# new calf



## laughingllama75 (Nov 5, 2008)

we had a new calf born this morning.  S/he is a polled hereford/highland cross. Not sure of the sex yet, momma is being very protective. I will get pics and sex later.


----------



## Farmer Kitty (Nov 5, 2008)




----------



## Thewife (Nov 5, 2008)

Congrats on the new baby!!


----------



## laughingllama75 (Nov 5, 2008)

Here HE is........meet "Chuck".


----------



## Farmer Kitty (Nov 5, 2008)

He sure is a cutie!


----------



## amysflock (Nov 5, 2008)

Pretty baby! (Pretty mama, too!)


----------



## wynedot55 (Nov 5, 2008)

he is way too cute.


----------



## m.holloway (Nov 5, 2008)

Hey everybody!!!Looks like it being a good day for some of us! Just stopping in to see how this works. I'm new myself at the farming stuff. I have 2 heifers, they turned 1 this nov.
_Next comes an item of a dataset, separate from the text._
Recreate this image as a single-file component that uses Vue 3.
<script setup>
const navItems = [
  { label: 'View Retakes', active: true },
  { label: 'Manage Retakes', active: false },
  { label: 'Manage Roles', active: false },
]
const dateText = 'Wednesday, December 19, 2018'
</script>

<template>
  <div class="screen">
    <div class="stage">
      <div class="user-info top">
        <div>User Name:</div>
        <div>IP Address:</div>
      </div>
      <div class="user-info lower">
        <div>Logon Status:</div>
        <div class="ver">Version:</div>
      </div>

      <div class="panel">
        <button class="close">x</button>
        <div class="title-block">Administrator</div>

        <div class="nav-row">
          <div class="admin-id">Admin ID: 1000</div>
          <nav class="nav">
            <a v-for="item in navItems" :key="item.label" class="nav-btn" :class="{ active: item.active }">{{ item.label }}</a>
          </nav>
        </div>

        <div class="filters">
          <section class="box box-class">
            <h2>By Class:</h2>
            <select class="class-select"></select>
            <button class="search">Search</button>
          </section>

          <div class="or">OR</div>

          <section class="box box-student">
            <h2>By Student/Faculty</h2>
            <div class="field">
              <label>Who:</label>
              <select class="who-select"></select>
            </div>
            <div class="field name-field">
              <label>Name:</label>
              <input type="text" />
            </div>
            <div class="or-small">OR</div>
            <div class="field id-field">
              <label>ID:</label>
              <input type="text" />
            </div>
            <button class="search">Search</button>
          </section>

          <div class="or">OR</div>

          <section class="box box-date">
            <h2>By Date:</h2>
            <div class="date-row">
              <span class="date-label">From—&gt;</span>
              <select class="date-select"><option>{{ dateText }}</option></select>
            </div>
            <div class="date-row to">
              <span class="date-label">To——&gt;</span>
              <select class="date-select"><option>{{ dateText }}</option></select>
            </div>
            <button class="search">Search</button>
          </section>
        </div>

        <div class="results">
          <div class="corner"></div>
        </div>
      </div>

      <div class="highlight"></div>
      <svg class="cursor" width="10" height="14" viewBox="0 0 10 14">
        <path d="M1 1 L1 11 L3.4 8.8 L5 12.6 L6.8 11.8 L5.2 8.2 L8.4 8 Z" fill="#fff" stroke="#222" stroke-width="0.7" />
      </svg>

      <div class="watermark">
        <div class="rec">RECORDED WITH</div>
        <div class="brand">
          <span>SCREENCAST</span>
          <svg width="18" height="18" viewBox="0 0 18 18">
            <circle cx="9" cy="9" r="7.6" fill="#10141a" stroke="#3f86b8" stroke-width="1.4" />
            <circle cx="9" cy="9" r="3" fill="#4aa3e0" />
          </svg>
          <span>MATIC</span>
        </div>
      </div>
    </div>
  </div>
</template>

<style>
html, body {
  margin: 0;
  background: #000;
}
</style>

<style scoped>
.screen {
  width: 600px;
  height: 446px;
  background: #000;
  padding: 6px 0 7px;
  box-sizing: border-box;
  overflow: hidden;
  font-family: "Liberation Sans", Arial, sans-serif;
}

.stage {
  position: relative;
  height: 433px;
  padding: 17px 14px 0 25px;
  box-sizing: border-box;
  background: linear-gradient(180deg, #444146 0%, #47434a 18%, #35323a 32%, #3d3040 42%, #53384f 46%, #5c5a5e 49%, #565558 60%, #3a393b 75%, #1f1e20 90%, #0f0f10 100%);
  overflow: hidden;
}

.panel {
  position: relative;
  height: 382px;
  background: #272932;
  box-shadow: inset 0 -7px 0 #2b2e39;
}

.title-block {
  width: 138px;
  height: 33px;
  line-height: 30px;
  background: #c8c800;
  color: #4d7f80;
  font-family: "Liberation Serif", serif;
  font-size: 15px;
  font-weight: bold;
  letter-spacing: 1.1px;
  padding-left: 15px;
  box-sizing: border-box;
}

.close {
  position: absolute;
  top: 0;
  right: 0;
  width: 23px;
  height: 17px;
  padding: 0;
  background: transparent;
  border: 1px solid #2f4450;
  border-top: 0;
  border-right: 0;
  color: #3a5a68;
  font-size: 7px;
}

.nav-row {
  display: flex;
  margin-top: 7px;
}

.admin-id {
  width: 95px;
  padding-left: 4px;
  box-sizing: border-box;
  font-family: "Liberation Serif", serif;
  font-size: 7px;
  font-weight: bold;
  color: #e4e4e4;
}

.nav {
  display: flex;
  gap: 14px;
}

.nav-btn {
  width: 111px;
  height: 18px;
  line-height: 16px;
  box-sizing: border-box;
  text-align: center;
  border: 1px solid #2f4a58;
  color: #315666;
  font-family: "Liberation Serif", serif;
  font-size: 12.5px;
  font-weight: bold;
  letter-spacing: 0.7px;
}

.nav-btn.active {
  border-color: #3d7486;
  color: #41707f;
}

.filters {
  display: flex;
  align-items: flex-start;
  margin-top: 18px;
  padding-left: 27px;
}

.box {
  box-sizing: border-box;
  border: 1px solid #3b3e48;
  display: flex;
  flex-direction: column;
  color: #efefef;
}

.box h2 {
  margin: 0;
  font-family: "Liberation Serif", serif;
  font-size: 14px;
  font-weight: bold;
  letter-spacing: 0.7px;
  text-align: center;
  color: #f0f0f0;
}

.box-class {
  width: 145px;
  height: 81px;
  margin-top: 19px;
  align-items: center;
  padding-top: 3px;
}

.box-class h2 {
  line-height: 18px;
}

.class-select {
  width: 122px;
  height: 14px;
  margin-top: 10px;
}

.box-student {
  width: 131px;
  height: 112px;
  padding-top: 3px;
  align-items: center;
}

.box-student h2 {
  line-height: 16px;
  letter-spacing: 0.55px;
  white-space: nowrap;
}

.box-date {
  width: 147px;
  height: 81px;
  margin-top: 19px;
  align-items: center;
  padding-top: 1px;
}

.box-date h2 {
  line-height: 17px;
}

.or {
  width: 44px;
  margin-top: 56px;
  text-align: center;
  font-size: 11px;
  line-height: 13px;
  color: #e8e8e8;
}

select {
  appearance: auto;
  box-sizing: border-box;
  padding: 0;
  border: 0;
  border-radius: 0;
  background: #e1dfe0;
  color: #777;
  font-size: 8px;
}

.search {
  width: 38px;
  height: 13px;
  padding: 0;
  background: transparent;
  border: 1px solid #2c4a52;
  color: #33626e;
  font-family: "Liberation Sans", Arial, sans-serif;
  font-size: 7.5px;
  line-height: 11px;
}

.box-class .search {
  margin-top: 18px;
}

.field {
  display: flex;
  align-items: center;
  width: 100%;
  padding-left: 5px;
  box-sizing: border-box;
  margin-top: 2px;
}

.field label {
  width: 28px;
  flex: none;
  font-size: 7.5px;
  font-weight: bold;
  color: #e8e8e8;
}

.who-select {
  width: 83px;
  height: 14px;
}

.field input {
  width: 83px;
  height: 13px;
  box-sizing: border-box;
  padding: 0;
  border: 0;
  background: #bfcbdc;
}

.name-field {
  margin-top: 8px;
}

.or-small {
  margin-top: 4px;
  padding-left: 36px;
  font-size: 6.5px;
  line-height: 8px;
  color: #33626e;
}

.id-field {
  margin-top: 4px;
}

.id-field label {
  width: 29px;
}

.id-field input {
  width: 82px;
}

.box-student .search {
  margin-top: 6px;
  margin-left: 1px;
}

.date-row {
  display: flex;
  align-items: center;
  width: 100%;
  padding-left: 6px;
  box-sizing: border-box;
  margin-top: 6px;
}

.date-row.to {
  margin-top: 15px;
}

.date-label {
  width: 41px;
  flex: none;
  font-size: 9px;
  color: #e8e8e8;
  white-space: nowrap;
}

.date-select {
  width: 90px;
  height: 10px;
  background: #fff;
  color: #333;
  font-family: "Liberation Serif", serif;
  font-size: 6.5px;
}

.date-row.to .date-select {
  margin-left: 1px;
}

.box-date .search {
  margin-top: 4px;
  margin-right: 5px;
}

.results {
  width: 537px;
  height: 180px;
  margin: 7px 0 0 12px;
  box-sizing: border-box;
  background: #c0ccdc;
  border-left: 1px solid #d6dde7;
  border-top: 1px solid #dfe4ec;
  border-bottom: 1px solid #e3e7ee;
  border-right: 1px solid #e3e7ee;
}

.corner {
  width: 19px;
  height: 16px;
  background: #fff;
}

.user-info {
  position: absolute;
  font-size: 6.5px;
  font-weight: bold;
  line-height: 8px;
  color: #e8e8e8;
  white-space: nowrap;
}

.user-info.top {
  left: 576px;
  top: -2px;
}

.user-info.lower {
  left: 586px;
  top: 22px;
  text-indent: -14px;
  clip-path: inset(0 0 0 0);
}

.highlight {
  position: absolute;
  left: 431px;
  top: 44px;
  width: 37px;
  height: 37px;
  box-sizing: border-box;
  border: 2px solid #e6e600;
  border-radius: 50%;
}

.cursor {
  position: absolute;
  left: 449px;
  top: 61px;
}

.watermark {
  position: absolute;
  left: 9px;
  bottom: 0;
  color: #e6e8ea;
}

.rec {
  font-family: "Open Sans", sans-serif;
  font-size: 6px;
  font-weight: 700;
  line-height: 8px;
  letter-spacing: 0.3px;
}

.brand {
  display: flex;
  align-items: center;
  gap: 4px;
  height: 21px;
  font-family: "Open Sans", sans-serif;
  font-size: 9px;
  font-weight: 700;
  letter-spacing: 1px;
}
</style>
So I'm still learning. I have driven myself crazy, with information. My husband thinks I've gone over board!!!!! I just don't want to have the vet come out for nothing. Money is tight and I', blessed that I have green grass still. So my feed is not yet to high. oh well I don't want to bore you with the small stuff. Just wanted to say hi!!!! And That is a very cute baby cow.!!!!!!!


----------



## Farmer Kitty (Nov 5, 2008)

You can never have to much info gathered. Someday you may need it.


----------



## wynedot55 (Nov 5, 2008)

learn as much as you can about cattle.


----------



## chicken_boy_Kurt (Nov 6, 2008)




----------



## miron28 (Nov 6, 2008)

good luck with him


----------



## allenacres (Nov 6, 2008)

Congratulations on a healthy calf.


----------



## Hayladee (Nov 10, 2008)

He is adorable,  my daughter had a pied/hereford heifer calf born about 3am this morning, its a heifer and it has hereford coloring.  If I could figure out how to post pictures I'd try to get one.  It would be interesting to watch these two babies grow.  Daughter's hubby is a hereford fan which is why they AI bred to a hereford.   Glad they got a lil heifer for him.  Any help on adding pix to messages would be appreciated.  Hayladee


----------



## Farmer Kitty (Nov 10, 2008)

Hayladee said:
			
		

> Any help on adding pix to messages would be appreciated.  Hayladee


Goto: http://www.backyardherds.com/web/viewblog.php?id=5-index-page

You will find an index to many threads and one is on posting pics.


----------



## Sara (Nov 11, 2008)

oh he is cute!


----------



## Pure Country (Nov 12, 2008)

He is cute.

Yeah, we have had Limousin for 5 1/2 yrs now and I am still learning about cattle.  It's a whole different ball game than horses.


----------



## wynedot55 (Nov 12, 2008)

you never stop learning about cattle.


----------



## pmitch10 (Nov 17, 2008)

He is a cute little curly haired guy.  Is this your first baby?


----------



## laughingllama75 (Nov 17, 2008)

yes, he is our forst home bred guy. I have had calves before, in 4-h but never on born on the farm. One of our angus is probably going to calf here in the next day or two, she was off her feed a little this morning.  I need to get new pics of Chuck, he is getting huge!


----------